Friday, August 16, 2024

Oracle Integration Gen2 PCS to Gen3 OPA Upgrade: Part 5

In a series of articles, I discuss some challenges you may face when upgrading Oracle Integration Gen2 (OIC 2) Process (PCS) to Gen3 (OIC 3) Oracle Process Automation (OPA) applications. In this episode I discuss 3 challenges that can make your application fail “silently” on OPA, concerning multi-instance Embedded Subprocess, using ‘now’ and process correlation. The previous article can be found here.

Disclaimer: The below provides a snapshot at the time of writing. Things may have changed by the time you read it.
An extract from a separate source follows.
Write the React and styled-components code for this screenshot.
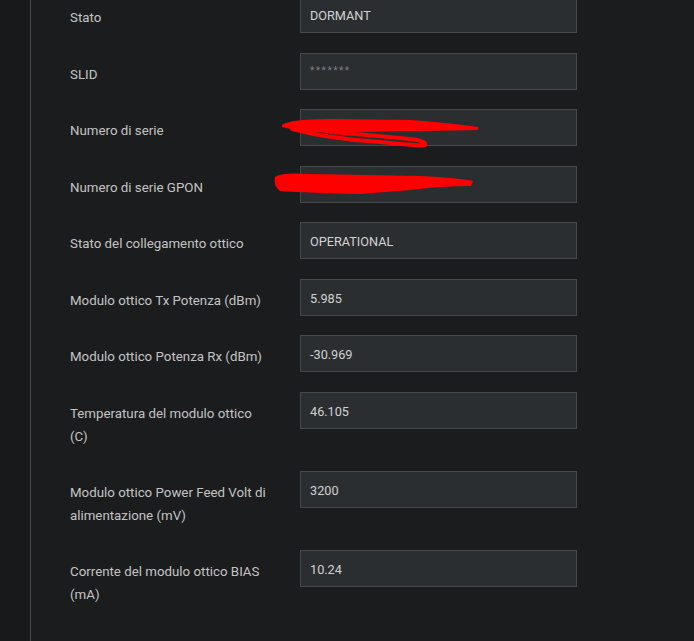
import React from "react";
import styled, { createGlobalStyle } from "styled-components";

const Global = createGlobalStyle`
  html, body { margin: 0; padding: 0; background: #1b1c1e; }
  body { font-family: Roboto, "Liberation Sans", Arial, sans-serif; }
`;

const Page = styled.div`
  display: flex;
  min-height: 641px;
  overflow: hidden;
  background: #1b1c1e;
`;

const Gutter = styled.div`
  width: 30px;
  flex: 0 0 30px;
  background: #18191b;
  border-right: 1px solid #4a4b4e;
`;

const Content = styled.div`
  flex: 1;
  padding-left: 39px;
`;

const Form = styled.div`
  display: flex;
  flex-direction: column;
  margin-top: -4px;
`;

const Row = styled.div`
  position: relative;
  display: grid;
  grid-template-columns: 230px 277px;
  align-items: start;
  margin-bottom: 19.5px;
`;

const Label = styled.div`
  padding: 10px 30px 3.5px 0;
  font-size: 13.3px;
  line-height: 23px;
  color: #c4c4c4;
`;

const Field = styled.div`
  box-sizing: border-box;
  height: 37px;
  display: flex;
  align-items: center;
  padding: 2px 9px 0;
  background: #2b2e31;
  border: 1px solid #46494c;
  font-size: 12.7px;
  color: ${(p) => (p.$masked ? "#7c7e81" : "#d2d2d2")};
  letter-spacing: ${(p) => (p.$masked ? "1.5px" : "0")};
  ${(p) => (p.$masked ? "font-size: 10px; padding-top: 0; padding-bottom: 2px;" : "")}
`;

const Scribble = styled.svg`
  position: absolute;
  left: 200px;
  top: 0;
  width: 220px;
  height: 45px;
  pointer-events: none;
`;

const rows = [
  { label: "Stato", value: "DORMANT" },
  { label: "SLID", value: "*******", masked: true },
  { label: "Numero di serie", value: "", scribble: 1 },
  { label: "Numero di serie GPON", value: "", scribble: 2 },
  { label: "Stato del collegamento ottico", value: "OPERATIONAL" },
  { label: "Modulo ottico Tx Potenza (dBm)", value: "5.985" },
  { label: "Modulo ottico Potenza Rx (dBm)", value: "-30.969" },
  { label: "Temperatura del modulo ottico (C)", value: "46.105" },
  { label: "Modulo ottico Power Feed Volt di alimentazione (mV)", value: "3200" },
  { label: "Corrente del modulo ottico BIAS (mA)", value: "10.24" },
];

function Mark({ kind }) {
  if (kind === 1) {
    return (
      <Scribble viewBox="0 0 220 45">
        <path
          d="M12 16 Q 20 10 60 10 L 140 11 Q 180 14 208 18 L 208 21 Q 170 22 130 22 L 60 24 Q 30 23 12 18 Z"
          fill="#ff0000"
        />
        <path
          d="M22 20 Q 60 30 110 33 Q 150 37 155 36 Q 157 32 140 30 Q 100 26 60 23"
          fill="none"
          stroke="#ff0000"
          strokeWidth="4"
          strokeLinecap="round"
          strokeLinejoin="round"
        />
      </Scribble>
    );
  }
  return (
    <Scribble viewBox="0 0 220 45">
      <path
        d="M5 11 Q 10 6 40 8 L 150 10 Q 190 12 203 15 L 201 20 Q 170 20 140 24 L 90 28 Q 40 27 10 25 Q 3 20 5 11 Z"
        fill="#ff0000"
      />
    </Scribble>
  );
}

export default function App() {
  return (
    <>
      <Global />
      <Page>
        <Gutter />
        <Content>
          <Form>
            {rows.map((r) => (
              <Row key={r.label}>
                <Label>{r.label}</Label>
                <Field $masked={r.masked}>{r.value}</Field>
                {r.scribble ? <Mark kind={r.scribble} /> : null}
              </Row>
            ))}
          </Form>
        </Content>
      </Page>
    </>
  );
}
It is also important to mention that this does not necessarily represent the view of Oracle.

For PCS to OPA migration you are also referred to the following:

 

The bad news of the following issues is that these can make your process application fail “silently” after upgrade or migration to OPA. The good news is that there is an opportunity to prepare this in PCS already so that you potentially can upgrade to OPA instead of having to migrate with a potential time window of having to run PCS and OPA side-by-side.

The Multi-Instance Embedded Subprocess Challenge

When some logic needs to happen in parallel or sequential, you can use a multi-instance Embedded Subprocess. In the following PCS process, I receive some order, then in parallel check for each line if 10 or more items have been ordered, and if so apply a discount. The Check for Discount is the multi-instance Embedded Subprocess that executes the same logic for each line. After that there is Human Task to review and approve the order.

In the following picture you can see how I was able to successfully execute this process in PCS (for 3 different order lines, not shown but trust me on that).


I then imported that Process application in OPA, validated and activated it:


The Challenge

Running the same process in OPA fails silently, meaning that it executes the logic for the 3 lines, but then “hangs” in the merge and never continues to the Human Task:

Consequently, when you have a process application that uses a multi-instance Embedded Subprocess you must test it properly before you conclude that migration was successful.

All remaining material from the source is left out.